By Susam Pal on 10 Dec 2001

While browsing the C:\Windows directory of the Windows 98 system in our dorm room, I came across an interesting program named Winpopup.exe. It is a tiny little program that can be used to send messages from one Windows system to another on the same local area network (LAN).

A screenshot of Windows directory
Winpopup.exe in C:\Windows of Windows 98

Windows networking supports the notion of workgroups where one or more computers may logically belong to a common group. Computers belonging to the same workgroup can share resources such as files, printers, etc. with each other. To see the workgroup your computer belongs to, go to Start > Settings > Control Panel > Network > Identification and see the value of the field named "Workgroup". By default, this value is "WORKGROUP" but it can be changed to create smaller working groups of computers.

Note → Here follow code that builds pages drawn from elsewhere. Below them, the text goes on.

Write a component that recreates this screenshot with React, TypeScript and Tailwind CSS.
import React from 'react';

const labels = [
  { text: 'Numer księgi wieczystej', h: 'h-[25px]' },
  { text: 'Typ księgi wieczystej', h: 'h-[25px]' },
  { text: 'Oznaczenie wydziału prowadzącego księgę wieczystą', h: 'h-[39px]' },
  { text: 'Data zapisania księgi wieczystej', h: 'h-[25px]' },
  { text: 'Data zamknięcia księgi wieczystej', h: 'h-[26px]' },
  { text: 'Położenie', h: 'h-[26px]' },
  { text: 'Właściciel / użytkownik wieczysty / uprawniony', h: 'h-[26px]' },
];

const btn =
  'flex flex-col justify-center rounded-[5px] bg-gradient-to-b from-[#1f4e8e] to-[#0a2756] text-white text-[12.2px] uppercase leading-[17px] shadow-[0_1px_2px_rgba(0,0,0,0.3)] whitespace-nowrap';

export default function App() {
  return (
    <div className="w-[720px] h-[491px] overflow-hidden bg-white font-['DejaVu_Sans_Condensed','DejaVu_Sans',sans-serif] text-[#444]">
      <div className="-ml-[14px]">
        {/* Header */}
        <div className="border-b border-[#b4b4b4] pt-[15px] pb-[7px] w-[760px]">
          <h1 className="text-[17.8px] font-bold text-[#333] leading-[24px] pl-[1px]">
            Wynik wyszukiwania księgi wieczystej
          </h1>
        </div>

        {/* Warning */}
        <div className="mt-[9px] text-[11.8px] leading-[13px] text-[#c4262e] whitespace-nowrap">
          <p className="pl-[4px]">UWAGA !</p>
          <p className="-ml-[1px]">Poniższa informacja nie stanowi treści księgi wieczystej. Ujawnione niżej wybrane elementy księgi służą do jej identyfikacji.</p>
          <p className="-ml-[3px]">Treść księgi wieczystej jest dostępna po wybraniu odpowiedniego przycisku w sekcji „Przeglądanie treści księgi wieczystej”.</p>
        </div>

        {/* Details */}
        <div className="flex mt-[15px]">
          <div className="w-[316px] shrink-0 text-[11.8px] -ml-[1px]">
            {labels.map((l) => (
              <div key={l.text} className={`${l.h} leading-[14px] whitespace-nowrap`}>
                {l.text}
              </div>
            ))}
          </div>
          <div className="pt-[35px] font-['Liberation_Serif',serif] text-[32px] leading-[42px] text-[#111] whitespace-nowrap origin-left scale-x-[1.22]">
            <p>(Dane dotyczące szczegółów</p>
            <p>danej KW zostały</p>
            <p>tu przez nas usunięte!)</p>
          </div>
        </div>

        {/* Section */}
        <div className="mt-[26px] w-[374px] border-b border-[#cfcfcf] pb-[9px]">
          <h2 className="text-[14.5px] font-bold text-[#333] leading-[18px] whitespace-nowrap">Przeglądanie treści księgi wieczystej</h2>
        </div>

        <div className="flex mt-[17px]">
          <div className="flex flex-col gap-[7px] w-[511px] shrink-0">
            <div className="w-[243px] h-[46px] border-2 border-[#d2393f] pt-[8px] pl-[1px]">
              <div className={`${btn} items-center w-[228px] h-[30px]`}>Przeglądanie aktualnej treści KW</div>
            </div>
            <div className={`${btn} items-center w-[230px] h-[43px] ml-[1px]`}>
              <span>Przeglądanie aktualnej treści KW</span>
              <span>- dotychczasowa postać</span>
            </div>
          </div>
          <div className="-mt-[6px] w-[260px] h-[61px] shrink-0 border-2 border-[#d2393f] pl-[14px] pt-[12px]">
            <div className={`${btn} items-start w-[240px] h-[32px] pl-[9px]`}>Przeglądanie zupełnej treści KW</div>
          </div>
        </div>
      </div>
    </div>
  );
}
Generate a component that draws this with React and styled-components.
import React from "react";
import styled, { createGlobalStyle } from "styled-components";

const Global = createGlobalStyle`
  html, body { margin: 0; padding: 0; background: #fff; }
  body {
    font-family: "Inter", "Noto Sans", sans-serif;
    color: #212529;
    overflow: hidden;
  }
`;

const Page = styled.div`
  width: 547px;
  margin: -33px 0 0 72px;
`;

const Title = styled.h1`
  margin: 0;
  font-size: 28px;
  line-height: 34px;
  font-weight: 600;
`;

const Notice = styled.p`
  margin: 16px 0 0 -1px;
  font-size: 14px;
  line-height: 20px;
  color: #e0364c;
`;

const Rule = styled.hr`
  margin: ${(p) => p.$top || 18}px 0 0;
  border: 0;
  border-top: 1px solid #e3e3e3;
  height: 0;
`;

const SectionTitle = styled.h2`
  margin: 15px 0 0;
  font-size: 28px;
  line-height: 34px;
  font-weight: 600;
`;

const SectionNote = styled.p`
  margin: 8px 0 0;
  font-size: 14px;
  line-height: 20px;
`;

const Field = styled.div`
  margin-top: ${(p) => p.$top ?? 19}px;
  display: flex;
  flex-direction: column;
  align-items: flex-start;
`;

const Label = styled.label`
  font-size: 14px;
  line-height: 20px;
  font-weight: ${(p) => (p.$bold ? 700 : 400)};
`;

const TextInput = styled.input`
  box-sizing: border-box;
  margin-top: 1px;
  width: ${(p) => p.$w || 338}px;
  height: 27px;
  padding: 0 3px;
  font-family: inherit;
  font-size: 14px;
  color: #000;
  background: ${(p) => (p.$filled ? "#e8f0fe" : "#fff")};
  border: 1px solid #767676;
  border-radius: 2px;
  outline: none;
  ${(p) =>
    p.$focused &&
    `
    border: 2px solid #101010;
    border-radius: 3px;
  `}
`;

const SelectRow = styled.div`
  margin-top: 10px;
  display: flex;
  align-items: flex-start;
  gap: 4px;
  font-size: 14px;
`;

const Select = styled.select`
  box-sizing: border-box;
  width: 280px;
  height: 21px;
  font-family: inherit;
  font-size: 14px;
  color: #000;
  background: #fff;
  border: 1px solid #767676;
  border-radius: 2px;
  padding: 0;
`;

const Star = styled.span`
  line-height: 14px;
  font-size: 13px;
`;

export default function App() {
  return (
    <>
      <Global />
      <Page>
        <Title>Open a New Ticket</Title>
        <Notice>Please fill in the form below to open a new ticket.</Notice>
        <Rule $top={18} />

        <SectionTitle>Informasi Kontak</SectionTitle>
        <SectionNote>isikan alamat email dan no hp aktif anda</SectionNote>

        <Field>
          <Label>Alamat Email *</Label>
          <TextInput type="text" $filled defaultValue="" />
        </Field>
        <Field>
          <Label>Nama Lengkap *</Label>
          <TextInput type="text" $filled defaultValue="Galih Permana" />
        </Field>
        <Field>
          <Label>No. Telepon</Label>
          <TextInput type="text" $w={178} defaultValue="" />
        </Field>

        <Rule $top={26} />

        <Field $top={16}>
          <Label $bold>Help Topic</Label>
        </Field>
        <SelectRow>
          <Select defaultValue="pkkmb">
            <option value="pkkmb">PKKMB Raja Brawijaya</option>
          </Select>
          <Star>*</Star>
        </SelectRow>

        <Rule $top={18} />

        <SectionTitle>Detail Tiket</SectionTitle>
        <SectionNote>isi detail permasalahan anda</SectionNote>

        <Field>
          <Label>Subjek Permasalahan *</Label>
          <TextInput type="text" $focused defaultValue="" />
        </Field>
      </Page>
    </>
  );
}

Apart from sending messages to a specific computer, WinPopup supports sending messages to an entire workgroup of computers too. An example of this is shown later in this post.

A screenshot of Windows workgroup configuration
Workgroup configuration in Windows 98

To start WinPopup, go to My Computer > C: > Windows, then click on the link that says "Show Files", then scroll down to the bottom to find WinPopup.exe, and finally double click on it to start it. Alternatively, you can also type win+r, type winpopup, and type enter.

A screenshot of WinPopup
WinPopup running on Windows 98

To send a message, simply click on the envelope icon, select one of the radio buttons depending on whether you want to send a message to a specific computer or an entire workgroup, then type the name of the computer or workgroup you want to send your message to, and then type the message to be sent.

A screenshot of message being composed in WinPopup
Composing a message running on WinPopup running on Windows 98

When you are ready to send the message, just click on the OK button. If everything goes fine, a message box confirming that the message was successfully sent should appear.

A screenshot of a message successfully sent with WinPopup
Message sent successfully with WinPopup running on Windows 98

It is worth noting here that the recipient also needs to have WinPopup running in order to receive messages successfully. I found this tool only a few days ago and I already find this tool to be very useful for communicating with other users of Windows systems.